Fast forward to 2020. De Gea’s form hasn’t so much dipped as hurtled down a steep slope. A string of keeper errors last season culminated in United’s FA Cup semi-final against Chelsea, in which he was directly responsible for one of the goals conceded in the 1-3 defeat. This season alone, United have conceded twelve goals in just four games this season -- including six against Tottenham. And while De Gea is not solely culpable for that defensive lapse, he’s not blameless either.

It would have been unthinkable two years ago, but manager Ole Gunnar Solskjaer faces a problem: drop David de Gea or not?

SAFC vs MUFC vagueonthehow on Flickr

It feels simple on paper. United have three perfectly capable goalkeepers behind him. Sergio Romero remains first-choice keeper for Argentina’s national team, a solid shot-stopper. There is clamor for Dean Henderson to get his chance between the sticks after good performances on loan last season. And Lee Grant remains an option, time-tested and reliable.

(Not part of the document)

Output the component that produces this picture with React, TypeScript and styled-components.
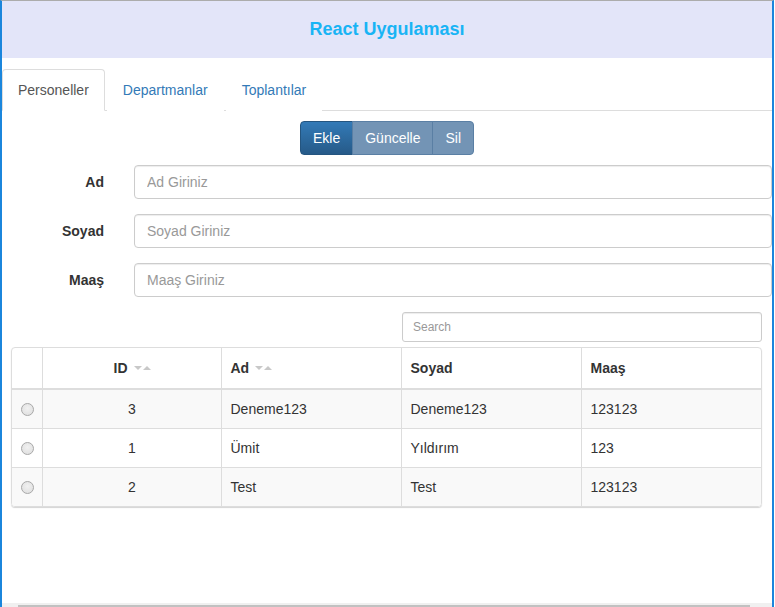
import React from "react";
import styled, { createGlobalStyle } from "styled-components";

const GlobalStyle = createGlobalStyle`
  html, body {
    margin: 0;
    padding: 0;
    overflow: hidden;
    background: #fff;
  }
  body {
    font-family: "Liberation Sans", Arial, sans-serif;
    font-size: 14px;
    color: #333;
  }
  * {
    box-sizing: border-box;
  }
`;

type Personel = {
  id: number;
  ad: string;
  soyad: string;
  maas: string;
};

const personeller: Personel[] = [
  { id: 3, ad: "Deneme123", soyad: "Deneme123", maas: "123123" },
  { id: 1, ad: "Ümit", soyad: "Yıldırım", maas: "123" },
  { id: 2, ad: "Test", soyad: "Test", maas: "123123" },
];

const fields = [
  { label: "Ad", placeholder: "Ad Giriniz" },
  { label: "Soyad", placeholder: "Soyad Giriniz" },
  { label: "Maaş", placeholder: "Maaş Giriniz" },
];

export default function App() {
  return (
    <>
      <GlobalStyle />
      <Frame>
        <Content>
          <Header>
            <Title>React Uygulaması</Title>
          </Header>

          <Tabs>
            <Tab $active>Personeller</Tab>
            <Tab>Departmanlar</Tab>
            <Tab>Toplantılar</Tab>
          </Tabs>

          <Toolbar>
            <BtnGroup>
              <ActionBtn $active>Ekle</ActionBtn>
              <ActionBtn>Güncelle</ActionBtn>
              <ActionBtn>Sil</ActionBtn>
            </BtnGroup>
          </Toolbar>

          <Form>
            {fields.map((f) => (
              <FormRow key={f.label}>
                <Label>{f.label}</Label>
                <Input placeholder={f.placeholder} />
              </FormRow>
            ))}
          </Form>

          <SearchRow>
            <Search placeholder="Search" />
          </SearchRow>

          <TableWrap>
            <Table>
              <thead>
                <tr>
                  <Th $w={30} />
                  <Th $w={179} $center>
                    ID
                    <Order>
                      <Caret $up={false} />
                      <Caret $up />
                    </Order>
                  </Th>
                  <Th $w={180}>
                    Ad
                    <Order>
                      <Caret $up={false} />
                      <Caret $up />
                    </Order>
                  </Th>
                  <Th $w={180}>Soyad</Th>
                  <Th $w={180}>Maaş</Th>
                </tr>
              </thead>
              <tbody>
                {personeller.map((p, i) => (
                  <Tr key={p.id} $striped={i % 2 === 0}>
                    <Td $center>
                      <Radio />
                    </Td>
                    <Td $center>{p.id}</Td>
                    <Td>{p.ad}</Td>
                    <Td>{p.soyad}</Td>
                    <Td>{p.maas}</Td>
                  </Tr>
                ))}
              </tbody>
            </Table>
          </TableWrap>
        </Content>

        <ScrollTrack>
          <ScrollThumb />
        </ScrollTrack>
      </Frame>
    </>
  );
}

const Frame = styled.div`
  width: 774px;
  height: 607px;
  display: flex;
  flex-direction: column;
  border-top: 1px solid #acacac;
  border-left: 2px solid #1b86dc;
  border-right: 2px solid #1b86dc;
`;

const Content = styled.div`
  flex: 1;
  overflow: hidden;
`;

const Header = styled.div`
  height: 57px;
  background: #e3e5f9;
  display: flex;
  align-items: center;
  justify-content: center;
`;

const Title = styled.h1`
  margin: 0;
  font-size: 18px;
  font-weight: bold;
  color: #19b4f5;
`;

const Tabs = styled.ul`
  margin: 11px 0 0;
  padding: 0;
  list-style: none;
  display: flex;
  border-bottom: 1px solid #ddd;
`;

const Tab = styled.li<{ $active?: boolean }>`
  margin-right: 2px;
  margin-bottom: -1px;
  padding: 10px 15px;
  line-height: 20px;
  font-size: 14px;
  border: 1px solid ${(p) => (p.$active ? "#ddd" : "transparent")};
  border-bottom-color: transparent;
  border-radius: 4px 4px 0 0;
  background: #fff;
  color: ${(p) => (p.$active ? "#555" : "#337ab7")};
  cursor: pointer;
`;

const Toolbar = styled.div`
  display: flex;
  justify-content: center;
  margin-top: 10px;
`;

const BtnGroup = styled.div`
  display: flex;
`;

const ActionBtn = styled.button<{ $active?: boolean }>`
  font-family: inherit;
  font-size: 14px;
  line-height: 20px;
  padding: 6px 12px;
  color: #fff;
  margin-left: -1px;
  border: 1px solid ${(p) => (p.$active ? "#245580" : "#5a7fa4")};
  background: ${(p) =>
    p.$active
      ? "linear-gradient(to bottom, #337ab7 0%, #265a88 100%)"
      : "#7394b5"};
  border-radius: 0;
  &:first-child {
    margin-left: 0;
    border-radius: 4px 0 0 4px;
  }
  &:last-child {
    border-radius: 0 4px 4px 0;
  }
`;

const Form = styled.div`
  margin-top: 10px;
  display: flex;
  flex-direction: column;
  gap: 15px;
`;

const FormRow = styled.div`
  display: flex;
  align-items: center;
  gap: 30px;
`;

const Label = styled.label`
  width: 102px;
  text-align: right;
  font-weight: bold;
  font-size: 14px;
`;

const Input = styled.input`
  flex: 1;
  height: 34px;
  padding: 6px 12px;
  font-family: inherit;
  font-size: 14px;
  color: #555;
  border: 1px solid #ccc;
  border-radius: 4px;
  box-shadow: inset 0 1px 1px rgba(0, 0, 0, 0.075);
  outline: none;
  &::placeholder {
    color: #999;
  }
`;

const SearchRow = styled.div`
  display: flex;
  justify-content: flex-end;
  margin-top: 15px;
  padding-right: 10px;
`;

const Search = styled.input`
  width: 360px;
  height: 30px;
  padding: 5px 10px;
  font-family: inherit;
  font-size: 12px;
  border: 1px solid #ccc;
  border-radius: 3px;
  box-shadow: inset 0 1px 1px rgba(0, 0, 0, 0.075);
  outline: none;
  &::placeholder {
    color: #999;
  }
`;

const TableWrap = styled.div`
  margin: 5px 10px 0 9px;
  border: 1px solid #ddd;
  border-radius: 4px;
  overflow: hidden;
  box-shadow: 0 1px 1px #d4d4d4;
`;

const Table = styled.table`
  width: 749px;
  table-layout: fixed;
  border-collapse: collapse;
  font-size: 14px;
`;

const Th = styled.th<{ $w: number; $center?: boolean }>`
  width: ${(p) => p.$w}px;
  padding: 10px 8px 10px 9px;
  line-height: 20px;
  text-align: ${(p) => (p.$center ? "center" : "left")};
  font-weight: bold;
  border-bottom: 2px solid #ddd;
  border-left: 1px solid #ddd;
  &:first-child {
    border-left: none;
  }
`;

const Order = styled.span`
  display: inline-flex;
  align-items: center;
  gap: 1px;
  margin-left: 6px;
  vertical-align: middle;
  position: relative;
  top: -1px;
`;

const Caret = styled.span<{ $up: boolean }>`
  width: 0;
  height: 0;
  border-left: 4px solid transparent;
  border-right: 4px solid transparent;
  ${(p) =>
    p.$up ? "border-bottom: 4px solid #c8c8c8;" : "border-top: 4px solid #c8c8c8;"}
`;

const Tr = styled.tr<{ $striped: boolean }>`
  background: ${(p) => (p.$striped ? "#f9f9f9" : "#fff")};
`;

const Td = styled.td<{ $center?: boolean }>`
  padding: 9px 8px 9px 9px;
  line-height: 20px;
  text-align: ${(p) => (p.$center ? "center" : "left")};
  border-top: 1px solid #ddd;
  border-left: 1px solid #ddd;
  &:first-child {
    border-left: none;
  }
`;

const Radio = styled.span`
  display: inline-block;
  width: 13px;
  height: 13px;
  border-radius: 50%;
  border: 1px solid #a9a9a9;
  background: radial-gradient(circle at 50% 40%, #f1f1f1 0%, #dcdcdc 100%);
  vertical-align: middle;
  position: relative;
  top: -1px;
`;

const ScrollTrack = styled.div`
  height: 4px;
  background: #f0f0f0;
  padding: 2px 22px 0 16px;
`;

const ScrollThumb = styled.div`
  height: 2px;
  background: #c1c1c1;
`;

But the politics of soccer rosters are rarely that simple. Can Solskjaer drop such an influential figure at the club, with so high and new a contract? What does he risk by relegating him to the bench? Is now the time to stand by his No.1 and back his return to form, or does he sit De Gea out to give him room to get his head straight and recover?

At this point, to save both season and career, Solskjaer just might have to. The Spaniard looks increasingly lost out on the pitch, flubbing set pieces and failing to hold his line. Three goals conceded per game is a poor record, one that necessitates a change. It’s a message that needs sending -- that De Gea needs to get his head straight; that no matter a player’s reputation, if their performances are not up to par, they will not make the lineup. That Solskjaer is bold enough -- is authoritative enough -- to make the hard calls.

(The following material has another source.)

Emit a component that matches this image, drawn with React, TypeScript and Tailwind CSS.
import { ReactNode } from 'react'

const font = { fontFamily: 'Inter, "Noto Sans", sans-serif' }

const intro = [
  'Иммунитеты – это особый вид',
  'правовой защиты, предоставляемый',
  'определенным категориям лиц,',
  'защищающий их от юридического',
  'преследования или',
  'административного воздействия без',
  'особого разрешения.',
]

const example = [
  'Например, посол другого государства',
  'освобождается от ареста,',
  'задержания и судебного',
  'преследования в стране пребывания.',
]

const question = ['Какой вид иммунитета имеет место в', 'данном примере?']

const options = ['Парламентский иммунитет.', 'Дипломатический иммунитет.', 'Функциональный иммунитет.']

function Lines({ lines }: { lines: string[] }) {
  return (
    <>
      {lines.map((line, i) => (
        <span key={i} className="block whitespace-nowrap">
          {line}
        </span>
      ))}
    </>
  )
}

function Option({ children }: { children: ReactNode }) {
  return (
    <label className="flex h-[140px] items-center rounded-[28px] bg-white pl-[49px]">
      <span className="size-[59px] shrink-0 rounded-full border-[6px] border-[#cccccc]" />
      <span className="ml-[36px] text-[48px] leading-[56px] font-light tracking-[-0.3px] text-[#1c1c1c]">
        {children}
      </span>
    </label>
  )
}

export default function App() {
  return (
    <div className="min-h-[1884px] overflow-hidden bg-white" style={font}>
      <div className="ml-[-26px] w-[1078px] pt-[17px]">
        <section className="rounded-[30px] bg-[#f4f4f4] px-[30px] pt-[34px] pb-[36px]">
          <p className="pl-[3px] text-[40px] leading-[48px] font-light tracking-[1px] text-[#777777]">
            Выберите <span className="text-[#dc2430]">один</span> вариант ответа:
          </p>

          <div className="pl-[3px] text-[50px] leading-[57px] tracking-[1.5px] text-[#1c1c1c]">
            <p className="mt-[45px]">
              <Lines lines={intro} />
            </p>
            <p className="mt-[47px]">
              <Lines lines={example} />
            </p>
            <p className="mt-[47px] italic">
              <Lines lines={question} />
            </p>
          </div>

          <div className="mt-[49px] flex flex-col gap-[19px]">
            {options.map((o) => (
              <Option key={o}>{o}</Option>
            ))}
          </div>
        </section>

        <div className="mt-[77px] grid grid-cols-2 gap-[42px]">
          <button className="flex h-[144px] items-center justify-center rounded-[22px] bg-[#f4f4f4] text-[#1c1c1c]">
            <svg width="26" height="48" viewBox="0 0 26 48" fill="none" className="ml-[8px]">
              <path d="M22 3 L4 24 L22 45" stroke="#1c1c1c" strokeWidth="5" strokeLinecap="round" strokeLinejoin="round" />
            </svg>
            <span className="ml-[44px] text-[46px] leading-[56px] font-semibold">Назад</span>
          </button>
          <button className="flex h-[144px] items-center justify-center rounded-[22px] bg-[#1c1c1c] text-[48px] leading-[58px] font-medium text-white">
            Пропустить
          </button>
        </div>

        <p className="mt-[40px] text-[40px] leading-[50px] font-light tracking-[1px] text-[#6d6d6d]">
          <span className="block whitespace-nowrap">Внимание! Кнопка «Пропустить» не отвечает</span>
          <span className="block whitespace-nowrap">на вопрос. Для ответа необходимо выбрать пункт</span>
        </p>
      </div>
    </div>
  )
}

And it’s not just De Gea over whom Solskjaer needs to make some tough decisions. The team’s central defense has been equally guilty in those twelve goals conceded. Harry Maguire’s United career got off to a solid start before tapering out, into something that befits neither reputation nor price tag. His off-pitch scandals have not helped, but whether or not they’ve been distracting the United captain is inconclusive. He redeemed himself somewhat in United’s last game versus Newcastle, but he’s a long way from absolving himself -- especially after pulling Luke Shaw out of the way of the ball, directly leading to one of Tottenham’s goals.

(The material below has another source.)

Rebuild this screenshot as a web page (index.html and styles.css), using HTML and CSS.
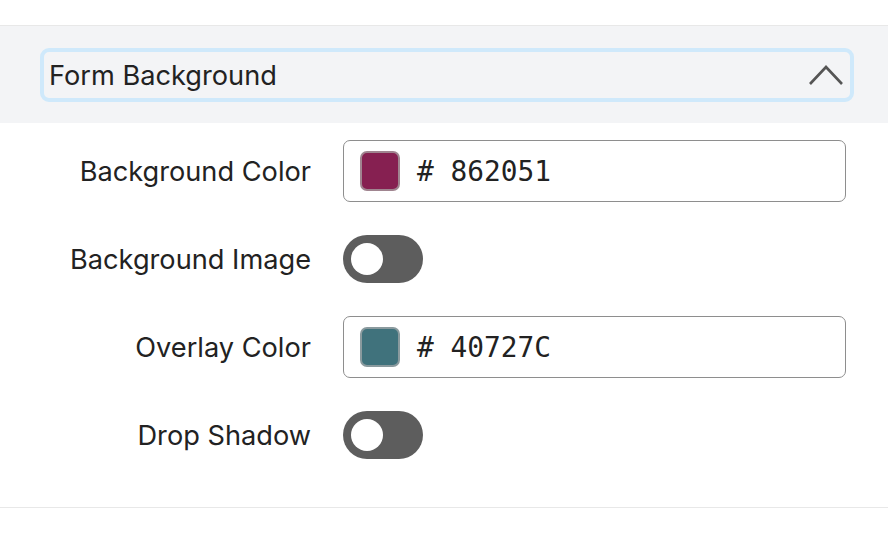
FILE: index.html
```html
<!DOCTYPE html>
<html lang="en">
<head>
	<meta charset="utf-8">
	<title>Form Background</title>
	<link rel="stylesheet" href="styles.css">
</head>
<body>
	<div class="topGap"></div>
	<div class="panelHead">
		<button class="headBtn">
			<span>Form Background</span>
			<svg class="chevron" width="36" height="22" viewBox="0 0 36 22"><path d="M2 20 L18 3 L34 20" fill="none" stroke="#555" stroke-width="2.6"/></svg>
		</button>
	</div>
	<div class="panelBody">
		<div class="row">
			<label class="rowLabel">Background Color</label>
			<div class="colorInput">
				<span class="swatch swatchA"></span>
				<span class="hex"># 862051</span>
			</div>
		</div>
		<div class="row">
			<label class="rowLabel">Background Image</label>
			<div class="toggle"><span class="knob"></span></div>
		</div>
		<div class="row">
			<label class="rowLabel">Overlay Color</label>
			<div class="colorInput">
				<span class="swatch swatchB"></span>
				<span class="hex"># 40727C</span>
			</div>
		</div>
		<div class="row">
			<label class="rowLabel">Drop Shadow</label>
			<div class="toggle"><span class="knob"></span></div>
		</div>
	</div>
</body>
</html>
```

FILE: styles.css
```css
body{
	margin: 0;
	background: #fff;
	font-family: Inter, "Noto Sans", sans-serif;
	color: #222;
}
.topGap{
	height: 25px;
	border-bottom: 1px solid #e8e8e8;
}
.panelHead{
	height: 97px;
	background: #f3f4f6;
	padding: 22px 34px 0 40px;
	box-sizing: border-box;
}
.headBtn{
	display: flex;
	align-items: center;
	justify-content: space-between;
	width: 100%;
	height: 54px;
	margin: 0;
	padding: 0 6px 0 5px;
	box-sizing: border-box;
	background: #f3f4f6;
	border: 4px solid #cfe9fb;
	border-radius: 9px;
	font: 27.2px Inter, "Noto Sans", sans-serif;
	color: #222;
}
.chevron{
	display: block;
}
.panelBody{
	display: grid;
	grid-template-columns: 311px 1fr;
	grid-auto-rows: 62px;
	column-gap: 32px;
	row-gap: 26px;
	padding: 17px 42px 41px 0;
	border-bottom: 1px solid #e8e8e8;
}
.row{
	display: contents;
}
.rowLabel{
	align-self: center;
	text-align: right;
	font-size: 27.2px;
}
.colorInput{
	display: flex;
	align-items: center;
	gap: 17px;
	padding: 0 16px;
	border: 1.5px solid #8e8e8e;
	border-radius: 7px;
}
.swatch{
	width: 40px;
	height: 40px;
	box-sizing: border-box;
	border: 2px solid #999;
	border-radius: 7px;
}
.swatchA{
	background: #862051;
	border-color: #a08590;
}
.swatchB{
	background: #40727c;
	border-color: #8a9a9e;
}
.hex{
	font: 27.8px "DejaVu Sans Mono", monospace;
	color: #222;
}
.toggle{
	align-self: center;
	display: flex;
	align-items: center;
	width: 80px;
	height: 48px;
	padding: 0 8px;
	box-sizing: border-box;
	background: #5d5d5d;
	border-radius: 24px;
}
.knob{
	width: 32px;
	height: 32px;
	background: #fff;
	border-radius: 50%;
}
```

It doesn’t help that he doesn’t have an established partner. Victor Lindelof, too, has lost the form that earned him the nickname ‘Iceman’. Phil Jones wallows in limbo, status uncertain. Eric Bailly is in and out of the side, still searching for form after a string of injuries. Is it too soon to trust one of Timothy Fosu-Mensah or Axel Tuanzebe? Can Solskjaer convert Scott McTominay or one of his wing defenders?

Ole Gunnar Solskjaer
Ole Gunnar Solskjaer Jon Candy (joncandy) on Flickr

It may feel too large a call and too large a risk -- dropping both captain and goalkeeper in one fell swoop (and that isn’t even getting into the Paul Pogba predicament). But United are very clearly struggling out on the pitch, and its high-flying attack cannot be expected to outscore its defensive failures. One of the biggest criticisms levied against Solskjaer is that he lacks resolve, that he cannot make harsh calls with the big players. If he wants to solidify his authority -- prove he does have that resolve, that he deserves the reins to one of the biggest clubs in English soccer -- he needs to make those calls.

It’s still early in the season, but United cannot start off already playing catch-up. And with rumblings of coaching changes and player transfers on the horizon, Solskjaer needs to draw the lines -- both for the club’s sake and his own.